Embattled US auto giant General Motors has hired legal advisers to consider "all options", including filing for bankruptcy, as the US Senate debates an emergency bailout package for the US auto industry.
AFP - General Motors Corp. said Thursday it has hired legal advisers and was considering "all options", but warned bankruptcy was not a "viable solution" for the struggling US auto giant.
"The GM board of directors has discussed bankruptcy, but when it has done so has not concluded that it was a viable solution to the company's liquidity problems," the company said in a statement.
"The board is meeting frequently and monitoring the situation very closely and is committed to considering all options -- as is management -- and has engaged appropriate advisors for all contingencies."
GM reiterated its position that "the company's liquidity issues stem from current financial and credit market conditions and would only be exacerbated by the likely effect of a bankruptcy on customer sales," it said.
GM, the largest US automaker, has warned it could run out of cash as soon as January and that its failure would have a "catastrophic" impact on the US economy.
The company has appealed for lawmakers to provide billions of dollars in temporary, taxpayer-funded loans, citing severe damage to revenues due to the credit squeeze and market downturn.
A version of a 14-billion dollar bailout bill passed the US House of Representatives this week but faced fierce opposition by Senate Republicans as it headed for a vote late Thursday.

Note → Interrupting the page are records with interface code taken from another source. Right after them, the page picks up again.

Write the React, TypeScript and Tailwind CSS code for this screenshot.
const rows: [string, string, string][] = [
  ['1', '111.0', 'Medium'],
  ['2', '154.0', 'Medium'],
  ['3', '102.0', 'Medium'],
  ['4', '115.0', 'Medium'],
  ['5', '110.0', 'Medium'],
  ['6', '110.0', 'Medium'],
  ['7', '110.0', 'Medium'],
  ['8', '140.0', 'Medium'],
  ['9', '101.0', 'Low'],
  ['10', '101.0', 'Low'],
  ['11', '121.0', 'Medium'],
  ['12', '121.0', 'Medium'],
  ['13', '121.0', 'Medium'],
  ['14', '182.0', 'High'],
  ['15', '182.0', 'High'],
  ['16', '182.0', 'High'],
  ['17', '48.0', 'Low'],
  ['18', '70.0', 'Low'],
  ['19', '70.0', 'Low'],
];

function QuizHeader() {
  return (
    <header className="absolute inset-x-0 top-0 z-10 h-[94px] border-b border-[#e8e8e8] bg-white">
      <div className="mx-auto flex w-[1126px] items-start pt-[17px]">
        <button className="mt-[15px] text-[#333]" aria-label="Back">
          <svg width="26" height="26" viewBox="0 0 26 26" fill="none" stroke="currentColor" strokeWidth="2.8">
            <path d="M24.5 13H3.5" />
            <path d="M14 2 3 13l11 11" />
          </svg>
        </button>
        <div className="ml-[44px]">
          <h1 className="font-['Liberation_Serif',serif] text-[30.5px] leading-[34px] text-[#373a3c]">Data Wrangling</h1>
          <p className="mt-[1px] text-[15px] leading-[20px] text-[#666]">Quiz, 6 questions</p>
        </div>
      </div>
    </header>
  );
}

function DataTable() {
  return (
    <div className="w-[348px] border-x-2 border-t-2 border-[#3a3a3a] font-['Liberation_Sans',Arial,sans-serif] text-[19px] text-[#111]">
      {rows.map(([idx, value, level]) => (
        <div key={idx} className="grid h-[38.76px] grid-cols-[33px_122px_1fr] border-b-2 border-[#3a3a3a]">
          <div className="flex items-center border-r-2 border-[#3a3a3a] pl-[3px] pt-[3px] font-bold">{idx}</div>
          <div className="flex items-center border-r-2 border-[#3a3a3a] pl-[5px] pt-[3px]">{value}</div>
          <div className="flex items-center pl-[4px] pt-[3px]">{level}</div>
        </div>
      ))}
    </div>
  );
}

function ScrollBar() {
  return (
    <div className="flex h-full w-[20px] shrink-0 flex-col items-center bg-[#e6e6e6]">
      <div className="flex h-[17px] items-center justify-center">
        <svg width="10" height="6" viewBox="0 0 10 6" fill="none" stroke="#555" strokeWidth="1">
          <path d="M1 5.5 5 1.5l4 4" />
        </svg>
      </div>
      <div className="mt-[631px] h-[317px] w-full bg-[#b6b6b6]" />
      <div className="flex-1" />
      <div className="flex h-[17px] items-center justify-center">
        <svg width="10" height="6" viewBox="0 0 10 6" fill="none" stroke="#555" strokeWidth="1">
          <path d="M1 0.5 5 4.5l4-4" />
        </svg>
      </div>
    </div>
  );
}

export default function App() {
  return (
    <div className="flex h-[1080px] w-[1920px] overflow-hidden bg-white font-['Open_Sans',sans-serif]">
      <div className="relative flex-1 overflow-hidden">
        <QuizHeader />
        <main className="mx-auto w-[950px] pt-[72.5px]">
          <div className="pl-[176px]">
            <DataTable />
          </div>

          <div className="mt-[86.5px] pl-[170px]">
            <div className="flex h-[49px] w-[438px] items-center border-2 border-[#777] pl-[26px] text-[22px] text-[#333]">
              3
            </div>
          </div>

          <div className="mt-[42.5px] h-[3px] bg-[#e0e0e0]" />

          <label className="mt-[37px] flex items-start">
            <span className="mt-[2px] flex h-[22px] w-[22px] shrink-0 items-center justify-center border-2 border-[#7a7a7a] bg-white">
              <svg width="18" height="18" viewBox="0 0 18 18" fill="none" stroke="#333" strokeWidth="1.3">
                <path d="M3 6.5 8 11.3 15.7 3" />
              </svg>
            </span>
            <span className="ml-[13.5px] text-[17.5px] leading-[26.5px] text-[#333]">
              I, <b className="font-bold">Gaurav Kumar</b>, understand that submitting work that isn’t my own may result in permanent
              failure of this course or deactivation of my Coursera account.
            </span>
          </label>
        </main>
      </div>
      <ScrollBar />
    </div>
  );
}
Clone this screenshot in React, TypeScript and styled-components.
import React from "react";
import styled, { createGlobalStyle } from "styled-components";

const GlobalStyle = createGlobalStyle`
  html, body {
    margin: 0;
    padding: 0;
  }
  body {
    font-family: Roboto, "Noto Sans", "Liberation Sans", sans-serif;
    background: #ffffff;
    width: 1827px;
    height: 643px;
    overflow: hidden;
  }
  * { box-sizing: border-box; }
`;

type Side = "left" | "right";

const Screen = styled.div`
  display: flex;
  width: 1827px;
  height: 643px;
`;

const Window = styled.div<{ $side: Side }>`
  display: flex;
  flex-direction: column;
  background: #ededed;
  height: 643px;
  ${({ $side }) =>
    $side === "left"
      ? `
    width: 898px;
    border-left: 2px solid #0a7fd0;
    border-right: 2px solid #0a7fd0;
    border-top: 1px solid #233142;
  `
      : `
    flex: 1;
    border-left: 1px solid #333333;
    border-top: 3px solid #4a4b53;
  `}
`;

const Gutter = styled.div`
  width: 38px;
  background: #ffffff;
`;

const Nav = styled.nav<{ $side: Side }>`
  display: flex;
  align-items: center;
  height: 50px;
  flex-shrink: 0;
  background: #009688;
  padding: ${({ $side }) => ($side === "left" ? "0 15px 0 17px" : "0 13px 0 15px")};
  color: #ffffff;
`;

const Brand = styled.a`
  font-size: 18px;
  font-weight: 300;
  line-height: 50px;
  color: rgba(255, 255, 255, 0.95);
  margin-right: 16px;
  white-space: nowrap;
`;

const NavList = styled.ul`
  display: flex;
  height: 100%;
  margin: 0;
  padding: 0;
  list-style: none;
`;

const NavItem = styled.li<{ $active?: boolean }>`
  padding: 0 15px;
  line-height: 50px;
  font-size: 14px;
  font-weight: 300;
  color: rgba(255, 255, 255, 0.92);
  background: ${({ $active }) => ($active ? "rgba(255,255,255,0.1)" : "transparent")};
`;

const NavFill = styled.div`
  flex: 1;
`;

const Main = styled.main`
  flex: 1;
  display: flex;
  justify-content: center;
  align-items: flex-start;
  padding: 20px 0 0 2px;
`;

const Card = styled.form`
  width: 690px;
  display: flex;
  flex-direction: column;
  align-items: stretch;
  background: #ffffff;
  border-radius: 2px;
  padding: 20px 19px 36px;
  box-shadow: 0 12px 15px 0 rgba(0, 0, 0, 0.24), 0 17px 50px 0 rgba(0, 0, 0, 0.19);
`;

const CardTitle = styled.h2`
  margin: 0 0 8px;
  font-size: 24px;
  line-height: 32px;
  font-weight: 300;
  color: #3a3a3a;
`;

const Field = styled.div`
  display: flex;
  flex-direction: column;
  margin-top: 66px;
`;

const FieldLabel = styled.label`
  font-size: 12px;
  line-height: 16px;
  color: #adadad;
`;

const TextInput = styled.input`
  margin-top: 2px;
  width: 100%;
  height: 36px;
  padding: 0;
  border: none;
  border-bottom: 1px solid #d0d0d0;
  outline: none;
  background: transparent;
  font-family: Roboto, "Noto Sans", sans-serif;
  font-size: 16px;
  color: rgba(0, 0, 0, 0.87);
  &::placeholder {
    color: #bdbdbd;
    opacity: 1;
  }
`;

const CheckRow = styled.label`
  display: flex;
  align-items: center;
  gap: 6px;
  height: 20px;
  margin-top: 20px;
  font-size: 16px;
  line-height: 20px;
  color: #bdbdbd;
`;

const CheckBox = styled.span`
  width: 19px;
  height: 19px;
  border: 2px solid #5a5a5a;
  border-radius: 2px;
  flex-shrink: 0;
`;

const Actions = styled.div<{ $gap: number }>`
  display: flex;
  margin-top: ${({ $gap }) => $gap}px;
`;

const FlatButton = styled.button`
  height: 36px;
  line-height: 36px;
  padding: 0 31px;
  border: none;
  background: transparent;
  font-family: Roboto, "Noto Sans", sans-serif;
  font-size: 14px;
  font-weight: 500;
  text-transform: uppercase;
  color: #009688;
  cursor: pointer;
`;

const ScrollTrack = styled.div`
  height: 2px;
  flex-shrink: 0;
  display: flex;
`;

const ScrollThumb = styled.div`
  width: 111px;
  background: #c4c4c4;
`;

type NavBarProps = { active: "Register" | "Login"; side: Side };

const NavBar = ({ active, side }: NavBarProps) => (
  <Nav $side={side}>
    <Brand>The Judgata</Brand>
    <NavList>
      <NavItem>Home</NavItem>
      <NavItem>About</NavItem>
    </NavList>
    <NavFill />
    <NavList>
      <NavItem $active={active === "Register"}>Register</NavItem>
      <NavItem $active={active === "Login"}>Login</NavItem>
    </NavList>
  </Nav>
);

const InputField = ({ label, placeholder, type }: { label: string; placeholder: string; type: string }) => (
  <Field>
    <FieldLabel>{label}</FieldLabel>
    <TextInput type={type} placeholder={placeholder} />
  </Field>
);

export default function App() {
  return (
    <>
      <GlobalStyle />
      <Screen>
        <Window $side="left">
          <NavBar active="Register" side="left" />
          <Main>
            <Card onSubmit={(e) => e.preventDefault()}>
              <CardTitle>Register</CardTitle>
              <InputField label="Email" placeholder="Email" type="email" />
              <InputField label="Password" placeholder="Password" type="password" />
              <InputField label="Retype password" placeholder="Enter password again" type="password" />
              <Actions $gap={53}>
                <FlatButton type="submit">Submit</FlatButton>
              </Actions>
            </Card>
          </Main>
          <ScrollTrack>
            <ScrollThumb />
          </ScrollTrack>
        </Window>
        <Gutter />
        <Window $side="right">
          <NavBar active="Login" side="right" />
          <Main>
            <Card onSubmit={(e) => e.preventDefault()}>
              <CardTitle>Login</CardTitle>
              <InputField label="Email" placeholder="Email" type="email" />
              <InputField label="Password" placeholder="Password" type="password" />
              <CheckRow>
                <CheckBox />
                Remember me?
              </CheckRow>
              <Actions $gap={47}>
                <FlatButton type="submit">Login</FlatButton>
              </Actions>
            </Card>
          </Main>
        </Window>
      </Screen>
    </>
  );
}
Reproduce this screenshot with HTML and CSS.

The Wall Street Journal reported that people familiar with the matter acknowledged that the carmaker had decided in the "last few weeks to hire the outside advisers."
The paper described the hirings as having "both a practical and political bent," as any such move by GM would be "one of the largest and most controversial filings in US history."
GM chief executive Rick Wagoner "still believes the company can't and shouldn't file" for bankruptcy, the newspaper said.
The company has said it plans to cut up to 31,500 jobs by 2010 -- or a third of its workforce -- as part of a restructuring plan aimed at winning billions in government-backed loans.
GM said last week it planned to idle another 2,000 workers at plants in Canada and the United States amid a sharp drop-off in demand for new cars.
The cuts come in addition to the 2,000 job cuts announced in early November at plants in Michigan, Ohio and Oshawa, Ontario.
GM's sales dropped 41 percent in November after falling more than 40 percent in October. Sales in December also are expected to be weak, according to J.D. Power analyst Tom Libbey.